** start **

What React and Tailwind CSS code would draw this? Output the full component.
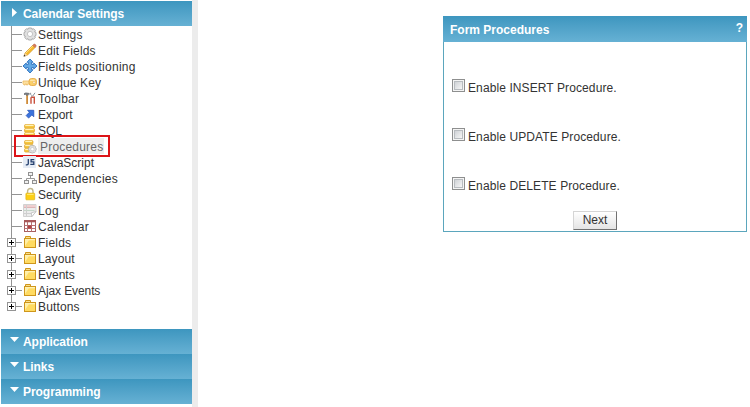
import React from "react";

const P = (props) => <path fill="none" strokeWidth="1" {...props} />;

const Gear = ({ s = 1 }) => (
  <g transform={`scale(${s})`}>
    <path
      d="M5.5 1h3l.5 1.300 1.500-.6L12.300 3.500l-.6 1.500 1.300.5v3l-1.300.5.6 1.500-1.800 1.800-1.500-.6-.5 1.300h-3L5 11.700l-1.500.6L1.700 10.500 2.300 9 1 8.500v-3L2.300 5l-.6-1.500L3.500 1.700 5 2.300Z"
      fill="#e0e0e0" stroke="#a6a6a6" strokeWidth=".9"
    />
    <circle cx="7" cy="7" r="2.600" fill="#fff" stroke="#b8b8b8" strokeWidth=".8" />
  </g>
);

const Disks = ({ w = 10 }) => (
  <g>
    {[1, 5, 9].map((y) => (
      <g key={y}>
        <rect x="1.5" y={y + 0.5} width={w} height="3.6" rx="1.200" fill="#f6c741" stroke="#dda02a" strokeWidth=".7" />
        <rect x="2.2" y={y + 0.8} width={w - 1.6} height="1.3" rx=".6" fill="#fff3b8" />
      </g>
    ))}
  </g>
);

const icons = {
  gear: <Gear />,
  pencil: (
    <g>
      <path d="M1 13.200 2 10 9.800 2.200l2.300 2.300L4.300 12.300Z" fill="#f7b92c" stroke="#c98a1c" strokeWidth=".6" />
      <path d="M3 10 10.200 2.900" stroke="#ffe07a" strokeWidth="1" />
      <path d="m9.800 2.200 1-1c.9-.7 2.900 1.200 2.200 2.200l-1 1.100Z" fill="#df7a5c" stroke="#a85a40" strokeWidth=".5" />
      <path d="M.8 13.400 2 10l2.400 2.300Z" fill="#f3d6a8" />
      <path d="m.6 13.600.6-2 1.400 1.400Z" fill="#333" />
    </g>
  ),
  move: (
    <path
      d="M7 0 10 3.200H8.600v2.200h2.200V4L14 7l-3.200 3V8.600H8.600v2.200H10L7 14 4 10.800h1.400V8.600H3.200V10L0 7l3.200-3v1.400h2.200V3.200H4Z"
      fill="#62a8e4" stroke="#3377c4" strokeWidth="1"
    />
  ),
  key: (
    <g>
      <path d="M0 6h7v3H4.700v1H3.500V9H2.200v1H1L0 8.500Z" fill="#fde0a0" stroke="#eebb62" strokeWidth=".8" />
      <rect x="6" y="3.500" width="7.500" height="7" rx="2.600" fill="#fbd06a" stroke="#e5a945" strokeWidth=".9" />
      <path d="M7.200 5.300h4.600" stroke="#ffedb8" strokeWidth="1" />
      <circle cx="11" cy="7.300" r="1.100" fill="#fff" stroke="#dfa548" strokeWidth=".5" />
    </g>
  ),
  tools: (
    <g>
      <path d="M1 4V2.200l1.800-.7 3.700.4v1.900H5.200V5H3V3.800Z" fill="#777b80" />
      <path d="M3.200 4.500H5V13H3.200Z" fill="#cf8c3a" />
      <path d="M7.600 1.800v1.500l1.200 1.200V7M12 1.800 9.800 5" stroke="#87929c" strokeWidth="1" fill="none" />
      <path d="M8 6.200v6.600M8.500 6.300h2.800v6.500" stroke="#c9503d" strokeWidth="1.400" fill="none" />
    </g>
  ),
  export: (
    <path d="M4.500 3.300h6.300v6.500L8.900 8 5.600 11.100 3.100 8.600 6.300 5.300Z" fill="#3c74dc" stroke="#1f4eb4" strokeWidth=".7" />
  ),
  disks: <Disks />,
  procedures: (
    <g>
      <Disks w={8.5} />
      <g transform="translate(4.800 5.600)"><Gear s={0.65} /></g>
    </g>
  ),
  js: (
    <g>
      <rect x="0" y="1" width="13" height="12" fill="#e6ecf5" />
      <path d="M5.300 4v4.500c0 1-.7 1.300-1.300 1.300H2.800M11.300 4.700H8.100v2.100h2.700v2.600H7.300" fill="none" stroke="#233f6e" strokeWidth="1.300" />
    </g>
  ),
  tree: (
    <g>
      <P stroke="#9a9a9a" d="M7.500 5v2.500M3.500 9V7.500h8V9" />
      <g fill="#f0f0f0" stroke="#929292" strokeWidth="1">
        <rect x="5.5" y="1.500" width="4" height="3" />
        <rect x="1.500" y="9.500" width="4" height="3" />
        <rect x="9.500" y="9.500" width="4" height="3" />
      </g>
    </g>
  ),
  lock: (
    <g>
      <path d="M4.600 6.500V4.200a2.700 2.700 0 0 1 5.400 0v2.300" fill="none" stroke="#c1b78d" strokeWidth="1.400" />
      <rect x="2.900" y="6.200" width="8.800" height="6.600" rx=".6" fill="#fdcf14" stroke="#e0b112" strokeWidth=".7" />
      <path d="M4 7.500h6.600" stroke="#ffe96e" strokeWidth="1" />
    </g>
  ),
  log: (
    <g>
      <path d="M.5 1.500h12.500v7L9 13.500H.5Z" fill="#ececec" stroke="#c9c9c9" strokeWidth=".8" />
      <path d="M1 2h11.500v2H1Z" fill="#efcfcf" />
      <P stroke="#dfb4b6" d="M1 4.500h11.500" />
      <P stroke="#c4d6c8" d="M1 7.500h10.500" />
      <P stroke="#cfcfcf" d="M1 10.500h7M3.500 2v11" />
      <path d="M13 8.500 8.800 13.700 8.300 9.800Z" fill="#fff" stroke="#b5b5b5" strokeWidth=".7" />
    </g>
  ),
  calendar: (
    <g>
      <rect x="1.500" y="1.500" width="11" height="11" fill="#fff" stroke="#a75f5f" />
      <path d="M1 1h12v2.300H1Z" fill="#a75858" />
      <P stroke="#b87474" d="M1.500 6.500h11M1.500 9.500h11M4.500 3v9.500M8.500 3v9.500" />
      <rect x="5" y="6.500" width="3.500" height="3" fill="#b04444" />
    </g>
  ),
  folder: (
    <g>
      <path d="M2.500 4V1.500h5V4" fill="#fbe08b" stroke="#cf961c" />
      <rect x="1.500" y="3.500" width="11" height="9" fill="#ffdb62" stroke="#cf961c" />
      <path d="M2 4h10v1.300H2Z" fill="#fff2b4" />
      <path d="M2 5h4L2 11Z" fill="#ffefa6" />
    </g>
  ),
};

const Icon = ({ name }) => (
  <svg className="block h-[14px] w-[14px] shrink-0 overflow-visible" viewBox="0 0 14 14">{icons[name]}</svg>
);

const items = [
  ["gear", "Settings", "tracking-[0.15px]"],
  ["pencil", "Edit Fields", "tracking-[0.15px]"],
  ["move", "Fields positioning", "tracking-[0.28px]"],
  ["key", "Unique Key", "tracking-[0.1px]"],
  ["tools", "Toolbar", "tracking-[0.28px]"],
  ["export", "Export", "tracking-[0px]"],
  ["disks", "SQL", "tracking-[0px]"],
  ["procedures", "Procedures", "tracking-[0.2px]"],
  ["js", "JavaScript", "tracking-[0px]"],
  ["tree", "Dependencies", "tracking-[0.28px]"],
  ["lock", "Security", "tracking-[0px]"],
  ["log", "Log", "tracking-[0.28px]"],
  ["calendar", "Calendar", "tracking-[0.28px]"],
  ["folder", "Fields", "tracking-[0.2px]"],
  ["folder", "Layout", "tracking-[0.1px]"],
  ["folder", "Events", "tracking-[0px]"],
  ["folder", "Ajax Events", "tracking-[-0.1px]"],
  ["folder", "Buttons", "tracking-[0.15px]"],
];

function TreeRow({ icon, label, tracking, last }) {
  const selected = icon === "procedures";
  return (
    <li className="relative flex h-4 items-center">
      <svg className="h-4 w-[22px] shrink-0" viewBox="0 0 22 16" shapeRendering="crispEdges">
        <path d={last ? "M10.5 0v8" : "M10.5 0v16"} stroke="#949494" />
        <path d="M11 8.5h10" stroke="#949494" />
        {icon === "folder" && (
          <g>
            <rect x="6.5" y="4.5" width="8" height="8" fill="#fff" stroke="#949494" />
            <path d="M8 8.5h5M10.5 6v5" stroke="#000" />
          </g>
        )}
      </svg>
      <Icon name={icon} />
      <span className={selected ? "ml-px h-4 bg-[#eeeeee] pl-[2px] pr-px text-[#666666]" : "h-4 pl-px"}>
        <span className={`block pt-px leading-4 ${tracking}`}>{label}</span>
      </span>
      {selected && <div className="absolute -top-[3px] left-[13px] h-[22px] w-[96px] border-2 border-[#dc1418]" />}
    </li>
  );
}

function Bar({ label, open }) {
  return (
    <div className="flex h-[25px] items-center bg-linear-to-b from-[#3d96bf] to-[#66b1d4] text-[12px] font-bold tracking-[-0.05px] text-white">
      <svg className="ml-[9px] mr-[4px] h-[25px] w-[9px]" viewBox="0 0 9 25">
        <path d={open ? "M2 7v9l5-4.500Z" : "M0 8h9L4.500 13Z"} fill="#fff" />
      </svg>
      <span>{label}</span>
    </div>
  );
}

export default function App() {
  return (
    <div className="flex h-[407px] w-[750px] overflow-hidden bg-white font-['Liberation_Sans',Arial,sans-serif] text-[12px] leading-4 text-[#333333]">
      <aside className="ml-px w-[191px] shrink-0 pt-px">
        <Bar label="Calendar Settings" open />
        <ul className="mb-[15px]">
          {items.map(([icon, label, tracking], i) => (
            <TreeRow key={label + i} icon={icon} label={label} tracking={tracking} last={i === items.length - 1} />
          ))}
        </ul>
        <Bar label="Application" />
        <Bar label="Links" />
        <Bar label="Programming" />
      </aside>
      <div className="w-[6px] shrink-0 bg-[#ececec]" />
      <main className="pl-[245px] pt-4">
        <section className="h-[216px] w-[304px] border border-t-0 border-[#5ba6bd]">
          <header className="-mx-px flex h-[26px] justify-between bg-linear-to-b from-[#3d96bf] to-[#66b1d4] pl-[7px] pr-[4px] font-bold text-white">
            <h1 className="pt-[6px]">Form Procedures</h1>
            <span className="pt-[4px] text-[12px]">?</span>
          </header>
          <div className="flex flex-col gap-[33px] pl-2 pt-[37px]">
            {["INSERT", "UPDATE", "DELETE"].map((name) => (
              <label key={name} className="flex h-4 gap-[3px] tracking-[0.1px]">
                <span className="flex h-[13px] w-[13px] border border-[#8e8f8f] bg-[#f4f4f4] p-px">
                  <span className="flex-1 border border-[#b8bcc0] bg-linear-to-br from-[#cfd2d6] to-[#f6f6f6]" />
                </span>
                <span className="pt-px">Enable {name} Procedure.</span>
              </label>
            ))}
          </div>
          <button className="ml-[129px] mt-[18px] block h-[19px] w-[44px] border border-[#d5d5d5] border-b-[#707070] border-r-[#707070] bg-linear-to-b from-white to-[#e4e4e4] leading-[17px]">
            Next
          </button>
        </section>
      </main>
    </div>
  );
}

** end **

_What to produce_.
Leave out the pictures and repeat the lines from the start of the material through the line with "const P = (props)", inclusive.

_Solution below_.
What React and Tailwind CSS code would draw this? Output the full component.
import React from "react";

const P = (props) => <path fill="none" strokeWidth="1" {...props} />;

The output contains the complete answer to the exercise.